では、貴方がこの楽天カードの立上げ責任者だとして、この迄述べたアイディアを実現するために、ある程度初期の段階で完成したいサービスを想像し、設計に落とし込むことは出来るであろうか?ハッキリ言って、これをYesと答えられないのであれば、その人は残念ながら新規事業の開発に向いていないと思う。
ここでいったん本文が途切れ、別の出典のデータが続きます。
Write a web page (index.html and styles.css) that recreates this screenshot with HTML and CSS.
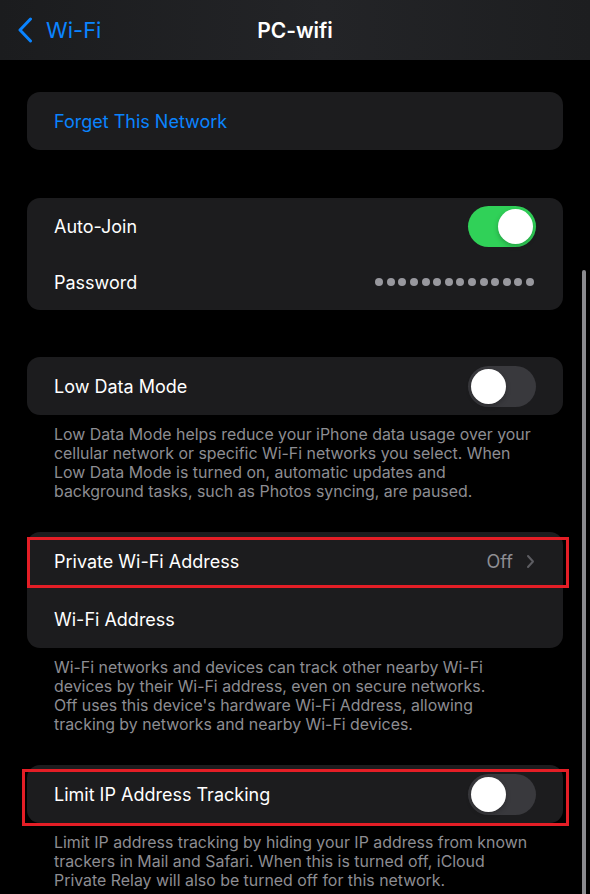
FILE: index.html
```html
<!DOCTYPE html>
<html lang="en">

<head>
  <meta charset="UTF-8">
  <meta name="viewport" content="width=device-width, initial-scale=1.0">
  <title>PC-wifi</title>
  <link rel="stylesheet" href="styles.css">
</head>

<body>
  <header class="navbar">
    <a class="back" href="#">
      <svg class="back-icon" viewBox="0 0 16 26" width="16" height="26">
        <path d="M13.5 2 L3 13 L13.5 24" fill="none" stroke="currentColor" stroke-width="3" stroke-linecap="round" stroke-linejoin="round" />
      </svg>
      <span>Wi-Fi</span>
    </a>
    <h1 class="title">PC-wifi</h1>
    <span></span>
  </header>

  <main class="content">
    <section class="group first">
      <div class="card">
        <div class="row"><span class="link">Forget This Network</span></div>
      </div>
    </section>

    <section class="group join">
      <div class="card">
        <div class="row short">
          <span class="label">Auto-Join</span>
          <span class="toggle on"><i class="knob"></i></span>
        </div>
        <div class="row short">
          <span class="label">Password</span>
          <span class="dots">
            <i></i><i></i><i></i><i></i><i></i><i></i><i></i>
            <i></i><i></i><i></i><i></i><i></i><i></i><i></i>
          </span>
        </div>
      </div>
    </section>

    <section class="group">
      <div class="card">
        <div class="row">
          <span class="label">Low Data Mode</span>
          <span class="toggle"><i class="knob"></i></span>
        </div>
      </div>
      <p class="note">Low Data Mode helps reduce your iPhone data usage over your<br>
        cellular network or specific Wi-Fi networks you select. When<br>
        Low Data Mode is turned on, automatic updates and<br>
        background tasks, such as Photos syncing, are paused.</p>
    </section>

    <section class="group">
      <div class="card">
        <div class="row">
          <span class="label">Private Wi-Fi Address</span>
          <span class="detail">Off
            <svg class="chevron" viewBox="0 0 9 15" width="9" height="15">
              <path d="M2 2 L7 7.5 L2 13" fill="none" stroke="currentColor" stroke-width="2" stroke-linecap="round" stroke-linejoin="round" />
            </svg>
          </span>
          <span class="mark mark-private"></span>
        </div>
        <div class="row">
          <span class="label">Wi-Fi Address</span>
        </div>
      </div>
      <p class="note">Wi-Fi networks and devices can track other nearby Wi-Fi<br>
        devices by their Wi-Fi address, even on secure networks.<br>
        Off uses this device's hardware Wi-Fi Address, allowing<br>
        tracking by networks and nearby Wi-Fi devices.</p>
    </section>

    <section class="group">
      <div class="card">
        <div class="row">
          <span class="label">Limit IP Address Tracking</span>
          <span class="toggle"><i class="knob"></i></span>
          <span class="mark mark-limit"></span>
        </div>
      </div>
      <p class="note">Limit IP address tracking by hiding your IP address from known<br>
        trackers in Mail and Safari. When this is turned off, iCloud<br>
        Private Relay will also be turned off for this network.</p>
    </section>
  </main>

  <div class="scrollbar"></div>
</body>

</html>
```

FILE: styles.css
```css
* {
  box-sizing: border-box;
}

body {
  margin: 0;
  height: 894px;
  overflow: hidden;
  background: #000;
  color: #fff;
  font-family: Inter, "Liberation Sans", sans-serif;
}

.navbar {
  height: 60px;
  display: grid;
  grid-template-columns: 1fr auto 1fr;
  align-items: center;
  background: linear-gradient(to right, #1b1c1e, #232427 55%, #1d1e20);
}

.back {
  display: flex;
  align-items: center;
  color: #0a84ff;
  text-decoration: none;
  font-size: 22px;
  padding-left: 17px;
  gap: 13px;
}

.back-icon {
  display: block;
}

.title {
  margin: 0;
  font-size: 21px;
  font-weight: 600;
}

.content {
  padding: 0 27px;
}

.group {
  margin-top: 31px;
}

.group.first {
  margin-top: 32px;
}

.group.join {
  margin-top: 48px;
}

.group.join + .group {
  margin-top: 47px;
}

.card {
  background: #1c1c1e;
  border-radius: 13px;
}

.row {
  position: relative;
  height: 58px;
  padding: 0 27px;
  display: flex;
  align-items: center;
  justify-content: space-between;
  font-size: 18px;
}

.row.short {
  height: 56px;
}

.link {
  color: #0a84ff;
}

.toggle {
  width: 68px;
  height: 41px;
  border-radius: 21px;
  background: #39393d;
  padding: 3px;
  display: flex;
}

.toggle.on {
  background: #30d158;
  justify-content: flex-end;
}

.knob {
  width: 35px;
  height: 35px;
  border-radius: 50%;
  background: #fff;
  box-shadow: 0 2px 5px rgba(0, 0, 0, 0.25);
}

.dots {
  display: flex;
  gap: 3.6px;
  margin-right: 2px;
}

.dots i {
  width: 8px;
  height: 8px;
  border-radius: 50%;
  background: #98989e;
}

.detail {
  display: flex;
  align-items: center;
  gap: 13px;
  color: #8e8e93;
  margin-right: 1px;
}

.chevron {
  display: block;
  color: #5d5d62;
}

.note {
  margin: 10px 0 0;
  padding: 0 27px;
  font-size: 15.9px;
  line-height: 19px;
  color: #8d8d92;
  white-space: nowrap;
}

.mark {
  position: absolute;
  border: 3px solid #e41e26;
  pointer-events: none;
}

.mark-private {
  top: 5px;
  bottom: 2px;
  left: 0;
  right: -6px;
}

.mark-limit {
  top: 4px;
  bottom: -3px;
  left: -5px;
  right: -6px;
}

.scrollbar {
  position: absolute;
  top: 270px;
  right: 4px;
  width: 4px;
  height: 640px;
  border-radius: 2px;
  background: #8a8a8e;
}
```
クレジットカードのように出来上がったサービスの付加価値部分だけカスタマイズするサービスデザインであれば、既存競合企業のサービスを研究して、どこを一緒にして、どこを変えるかを決めれば、ある程度詳細な設計にまでおとしこむことは出来なければいけない。

つまり、周辺事業拡大のように、事業の新規性が低く、参考になるサービスが世の中に存在する場合は、サービスの設計を事前に決めることはそれ程困難な作業ではないのだ。

このような場合は、ウォーターフォール型のように、事前に少数のチームで事業推進プランの詳細を固めて、その詳細まで詰めた段階で一気に人員等のリソースを投入して、一気に事業を構築、オペレーションへの落とし込みまでしてしまう方が、おそらく効率的に事業が立ち上がるのだ。

新規事業のタイプを理解して適切なプロジェクトマネジメント手法の採用を!

ビジネスというのは、それぞれの置かれた状況において、その問題を解決するのに最適な手法を選ぶべきもので、手法の新旧でどちらが良い悪いという絶対値的な争いをする類のものではない。新規事業の開発のプロジェクト管理においても、それは同様である。

新規事業の開発のプロジェクト管理において、最も重要な判断ポイントはその事業の新規性の程度である。その意味でも、私が紹介した4象限のどこに自分のプロジェクトが分類できるのかを理解しておくことは非常に重要である。